- [Work required]:
Print the listing in its entirety and exactly, leaving out images.

start Recorded data

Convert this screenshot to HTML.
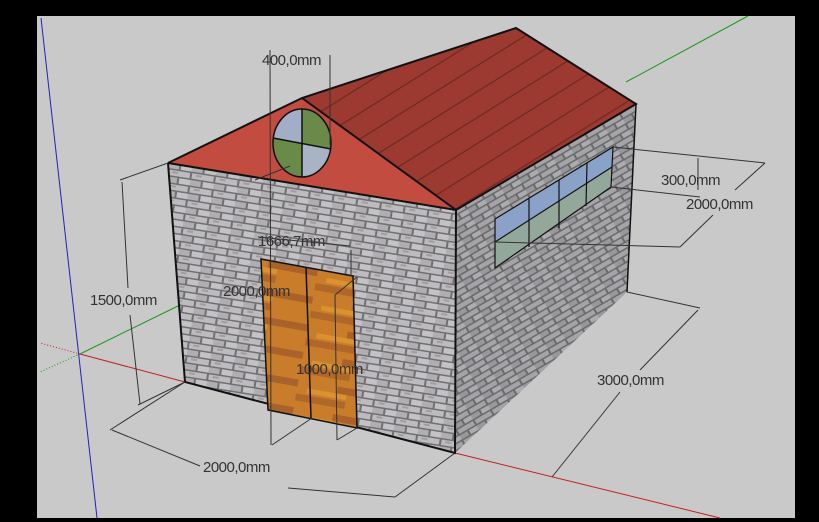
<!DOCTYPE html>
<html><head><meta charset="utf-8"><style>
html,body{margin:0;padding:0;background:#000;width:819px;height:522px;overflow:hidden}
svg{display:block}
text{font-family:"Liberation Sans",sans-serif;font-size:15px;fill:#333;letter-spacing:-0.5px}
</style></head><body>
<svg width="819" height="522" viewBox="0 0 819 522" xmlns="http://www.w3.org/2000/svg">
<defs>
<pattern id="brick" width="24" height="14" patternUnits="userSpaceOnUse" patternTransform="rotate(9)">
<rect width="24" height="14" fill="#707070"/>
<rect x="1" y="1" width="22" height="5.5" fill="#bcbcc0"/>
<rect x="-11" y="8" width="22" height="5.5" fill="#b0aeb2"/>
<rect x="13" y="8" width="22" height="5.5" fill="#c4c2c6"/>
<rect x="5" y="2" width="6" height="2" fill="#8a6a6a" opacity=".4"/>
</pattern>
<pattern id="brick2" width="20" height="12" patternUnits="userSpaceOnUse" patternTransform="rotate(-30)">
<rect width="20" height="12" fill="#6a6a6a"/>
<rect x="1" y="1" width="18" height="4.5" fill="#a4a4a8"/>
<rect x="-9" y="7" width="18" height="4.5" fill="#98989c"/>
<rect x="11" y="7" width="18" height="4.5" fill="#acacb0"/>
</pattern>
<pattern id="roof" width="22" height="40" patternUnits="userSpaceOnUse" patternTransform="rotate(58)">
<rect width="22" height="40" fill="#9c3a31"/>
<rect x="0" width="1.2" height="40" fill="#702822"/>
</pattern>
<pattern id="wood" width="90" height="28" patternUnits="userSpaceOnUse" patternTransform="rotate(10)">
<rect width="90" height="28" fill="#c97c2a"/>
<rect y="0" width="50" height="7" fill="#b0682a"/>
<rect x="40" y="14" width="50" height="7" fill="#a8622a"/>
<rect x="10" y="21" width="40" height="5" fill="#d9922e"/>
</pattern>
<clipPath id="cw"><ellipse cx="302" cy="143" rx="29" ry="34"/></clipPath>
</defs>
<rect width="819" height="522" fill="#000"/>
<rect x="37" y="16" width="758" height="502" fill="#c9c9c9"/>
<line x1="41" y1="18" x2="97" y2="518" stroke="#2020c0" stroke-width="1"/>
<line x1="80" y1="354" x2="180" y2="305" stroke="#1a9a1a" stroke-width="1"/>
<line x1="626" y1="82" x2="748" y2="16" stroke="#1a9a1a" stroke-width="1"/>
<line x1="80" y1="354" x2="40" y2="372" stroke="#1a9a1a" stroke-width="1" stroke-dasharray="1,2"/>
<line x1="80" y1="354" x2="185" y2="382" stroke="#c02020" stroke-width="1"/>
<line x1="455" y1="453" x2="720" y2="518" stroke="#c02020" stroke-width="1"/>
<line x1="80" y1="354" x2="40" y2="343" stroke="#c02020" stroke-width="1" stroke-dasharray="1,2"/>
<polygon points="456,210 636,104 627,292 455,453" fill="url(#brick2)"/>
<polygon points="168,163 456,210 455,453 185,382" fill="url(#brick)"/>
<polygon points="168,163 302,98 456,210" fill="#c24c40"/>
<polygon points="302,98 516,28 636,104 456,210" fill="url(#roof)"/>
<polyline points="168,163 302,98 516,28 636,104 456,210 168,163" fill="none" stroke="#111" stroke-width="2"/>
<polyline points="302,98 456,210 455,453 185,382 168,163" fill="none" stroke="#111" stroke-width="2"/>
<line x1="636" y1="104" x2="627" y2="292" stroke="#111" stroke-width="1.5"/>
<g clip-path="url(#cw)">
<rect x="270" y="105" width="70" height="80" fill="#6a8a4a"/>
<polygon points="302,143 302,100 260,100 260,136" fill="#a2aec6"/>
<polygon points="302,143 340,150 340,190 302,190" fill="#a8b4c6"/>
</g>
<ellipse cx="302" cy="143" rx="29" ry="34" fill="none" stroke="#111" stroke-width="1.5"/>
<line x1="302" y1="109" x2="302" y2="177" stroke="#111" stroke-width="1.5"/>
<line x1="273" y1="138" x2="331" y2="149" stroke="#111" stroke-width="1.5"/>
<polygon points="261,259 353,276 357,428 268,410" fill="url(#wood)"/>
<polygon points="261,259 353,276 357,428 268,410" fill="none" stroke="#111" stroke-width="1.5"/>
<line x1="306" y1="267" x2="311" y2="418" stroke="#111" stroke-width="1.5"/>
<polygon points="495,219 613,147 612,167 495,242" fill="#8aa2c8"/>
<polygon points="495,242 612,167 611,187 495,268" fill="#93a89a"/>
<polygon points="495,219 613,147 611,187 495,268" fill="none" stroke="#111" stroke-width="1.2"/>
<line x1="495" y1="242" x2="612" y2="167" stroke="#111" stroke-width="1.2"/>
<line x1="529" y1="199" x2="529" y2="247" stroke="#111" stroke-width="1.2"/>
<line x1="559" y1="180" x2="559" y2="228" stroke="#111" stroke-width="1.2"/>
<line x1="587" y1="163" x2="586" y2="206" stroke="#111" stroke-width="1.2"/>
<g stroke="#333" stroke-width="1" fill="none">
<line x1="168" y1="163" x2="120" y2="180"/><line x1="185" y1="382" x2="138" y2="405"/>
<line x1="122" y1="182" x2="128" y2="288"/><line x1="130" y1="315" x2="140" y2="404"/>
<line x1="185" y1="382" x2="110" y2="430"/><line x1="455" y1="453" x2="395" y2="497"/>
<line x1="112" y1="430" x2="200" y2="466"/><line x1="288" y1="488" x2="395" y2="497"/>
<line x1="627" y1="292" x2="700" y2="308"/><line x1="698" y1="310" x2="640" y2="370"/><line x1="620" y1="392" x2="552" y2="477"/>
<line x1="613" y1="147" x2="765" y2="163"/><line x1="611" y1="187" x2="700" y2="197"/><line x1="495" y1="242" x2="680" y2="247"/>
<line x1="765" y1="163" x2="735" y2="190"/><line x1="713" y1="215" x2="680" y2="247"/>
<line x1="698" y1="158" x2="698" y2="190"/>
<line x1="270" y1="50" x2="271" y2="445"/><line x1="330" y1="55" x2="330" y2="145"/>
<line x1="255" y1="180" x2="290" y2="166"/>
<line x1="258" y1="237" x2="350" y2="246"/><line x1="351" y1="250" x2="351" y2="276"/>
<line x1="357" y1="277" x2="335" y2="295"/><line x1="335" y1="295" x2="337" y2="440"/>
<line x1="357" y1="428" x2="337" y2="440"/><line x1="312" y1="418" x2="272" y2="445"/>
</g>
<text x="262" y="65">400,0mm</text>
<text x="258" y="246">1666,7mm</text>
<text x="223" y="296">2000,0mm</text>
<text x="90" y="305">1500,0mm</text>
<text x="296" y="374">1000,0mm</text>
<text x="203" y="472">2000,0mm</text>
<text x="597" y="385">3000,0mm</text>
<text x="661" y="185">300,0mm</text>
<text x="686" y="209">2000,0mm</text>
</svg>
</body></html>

end Recorded data

- [Response to the exercise]:
Convert this screenshot to HTML.
<!DOCTYPE html>
<html><head><meta charset="utf-8"><style>
html,body{margin:0;padding:0;background:#000;width:819px;height:522px;overflow:hidden}
svg{display:block}
text{font-family:"Liberation Sans",sans-serif;font-size:15px;fill:#333;letter-spacing:-0.5px}
</style></head><body>
<svg width="819" height="522" viewBox="0 0 819 522" xmlns="http://www.w3.org/2000/svg">
<defs>
<pattern id="brick" width="24" height="14" patternUnits="userSpaceOnUse" patternTransform="rotate(9)">
<rect width="24" height="14" fill="#707070"/>
<rect x="1" y="1" width="22" height="5.5" fill="#bcbcc0"/>
<rect x="-11" y="8" width="22" height="5.5" fill="#b0aeb2"/>
<rect x="13" y="8" width="22" height="5.5" fill="#c4c2c6"/>
<rect x="5" y="2" width="6" height="2" fill="#8a6a6a" opacity=".4"/>
</pattern>
<pattern id="brick2" width="20" height="12" patternUnits="userSpaceOnUse" patternTransform="rotate(-30)">
<rect width="20" height="12" fill="#6a6a6a"/>
<rect x="1" y="1" width="18" height="4.5" fill="#a4a4a8"/>
<rect x="-9" y="7" width="18" height="4.5" fill="#98989c"/>
<rect x="11" y="7" width="18" height="4.5" fill="#acacb0"/>
</pattern>
<pattern id="roof" width="22" height="40" patternUnits="userSpaceOnUse" patternTransform="rotate(58)">
<rect width="22" height="40" fill="#9c3a31"/>
<rect x="0" width="1.2" height="40" fill="#702822"/>
</pattern>
<pattern id="wood" width="90" height="28" patternUnits="userSpaceOnUse" patternTransform="rotate(10)">
<rect width="90" height="28" fill="#c97c2a"/>
<rect y="0" width="50" height="7" fill="#b0682a"/>
<rect x="40" y="14" width="50" height="7" fill="#a8622a"/>
<rect x="10" y="21" width="40" height="5" fill="#d9922e"/>
</pattern>
<clipPath id="cw"><ellipse cx="302" cy="143" rx="29" ry="34"/></clipPath>
</defs>
<rect width="819" height="522" fill="#000"/>
<rect x="37" y="16" width="758" height="502" fill="#c9c9c9"/>
<line x1="41" y1="18" x2="97" y2="518" stroke="#2020c0" stroke-width="1"/>
<line x1="80" y1="354" x2="180" y2="305" stroke="#1a9a1a" stroke-width="1"/>
<line x1="626" y1="82" x2="748" y2="16" stroke="#1a9a1a" stroke-width="1"/>
<line x1="80" y1="354" x2="40" y2="372" stroke="#1a9a1a" stroke-width="1" stroke-dasharray="1,2"/>
<line x1="80" y1="354" x2="185" y2="382" stroke="#c02020" stroke-width="1"/>
<line x1="455" y1="453" x2="720" y2="518" stroke="#c02020" stroke-width="1"/>
<line x1="80" y1="354" x2="40" y2="343" stroke="#c02020" stroke-width="1" stroke-dasharray="1,2"/>
<polygon points="456,210 636,104 627,292 455,453" fill="url(#brick2)"/>
<polygon points="168,163 456,210 455,453 185,382" fill="url(#brick)"/>
<polygon points="168,163 302,98 456,210" fill="#c24c40"/>
<polygon points="302,98 516,28 636,104 456,210" fill="url(#roof)"/>
<polyline points="168,163 302,98 516,28 636,104 456,210 168,163" fill="none" stroke="#111" stroke-width="2"/>
<polyline points="302,98 456,210 455,453 185,382 168,163" fill="none" stroke="#111" stroke-width="2"/>
<line x1="636" y1="104" x2="627" y2="292" stroke="#111" stroke-width="1.5"/>
<g clip-path="url(#cw)">
<rect x="270" y="105" width="70" height="80" fill="#6a8a4a"/>
<polygon points="302,143 302,100 260,100 260,136" fill="#a2aec6"/>
<polygon points="302,143 340,150 340,190 302,190" fill="#a8b4c6"/>
</g>
<ellipse cx="302" cy="143" rx="29" ry="34" fill="none" stroke="#111" stroke-width="1.5"/>
<line x1="302" y1="109" x2="302" y2="177" stroke="#111" stroke-width="1.5"/>
<line x1="273" y1="138" x2="331" y2="149" stroke="#111" stroke-width="1.5"/>
<polygon points="261,259 353,276 357,428 268,410" fill="url(#wood)"/>
<polygon points="261,259 353,276 357,428 268,410" fill="none" stroke="#111" stroke-width="1.5"/>
<line x1="306" y1="267" x2="311" y2="418" stroke="#111" stroke-width="1.5"/>
<polygon points="495,219 613,147 612,167 495,242" fill="#8aa2c8"/>
<polygon points="495,242 612,167 611,187 495,268" fill="#93a89a"/>
<polygon points="495,219 613,147 611,187 495,268" fill="none" stroke="#111" stroke-width="1.2"/>
<line x1="495" y1="242" x2="612" y2="167" stroke="#111" stroke-width="1.2"/>
<line x1="529" y1="199" x2="529" y2="247" stroke="#111" stroke-width="1.2"/>
<line x1="559" y1="180" x2="559" y2="228" stroke="#111" stroke-width="1.2"/>
<line x1="587" y1="163" x2="586" y2="206" stroke="#111" stroke-width="1.2"/>
<g stroke="#333" stroke-width="1" fill="none">
<line x1="168" y1="163" x2="120" y2="180"/><line x1="185" y1="382" x2="138" y2="405"/>
<line x1="122" y1="182" x2="128" y2="288"/><line x1="130" y1="315" x2="140" y2="404"/>
<line x1="185" y1="382" x2="110" y2="430"/><line x1="455" y1="453" x2="395" y2="497"/>
<line x1="112" y1="430" x2="200" y2="466"/><line x1="288" y1="488" x2="395" y2="497"/>
<line x1="627" y1="292" x2="700" y2="308"/><line x1="698" y1="310" x2="640" y2="370"/><line x1="620" y1="392" x2="552" y2="477"/>
<line x1="613" y1="147" x2="765" y2="163"/><line x1="611" y1="187" x2="700" y2="197"/><line x1="495" y1="242" x2="680" y2="247"/>
<line x1="765" y1="163" x2="735" y2="190"/><line x1="713" y1="215" x2="680" y2="247"/>
<line x1="698" y1="158" x2="698" y2="190"/>
<line x1="270" y1="50" x2="271" y2="445"/><line x1="330" y1="55" x2="330" y2="145"/>
<line x1="255" y1="180" x2="290" y2="166"/>
<line x1="258" y1="237" x2="350" y2="246"/><line x1="351" y1="250" x2="351" y2="276"/>
<line x1="357" y1="277" x2="335" y2="295"/><line x1="335" y1="295" x2="337" y2="440"/>
<line x1="357" y1="428" x2="337" y2="440"/><line x1="312" y1="418" x2="272" y2="445"/>
</g>
<text x="262" y="65">400,0mm</text>
<text x="258" y="246">1666,7mm</text>
<text x="223" y="296">2000,0mm</text>
<text x="90" y="305">1500,0mm</text>
<text x="296" y="374">1000,0mm</text>
<text x="203" y="472">2000,0mm</text>
<text x="597" y="385">3000,0mm</text>
<text x="661" y="185">300,0mm</text>
<text x="686" y="209">2000,0mm</text>
</svg>
</body></html>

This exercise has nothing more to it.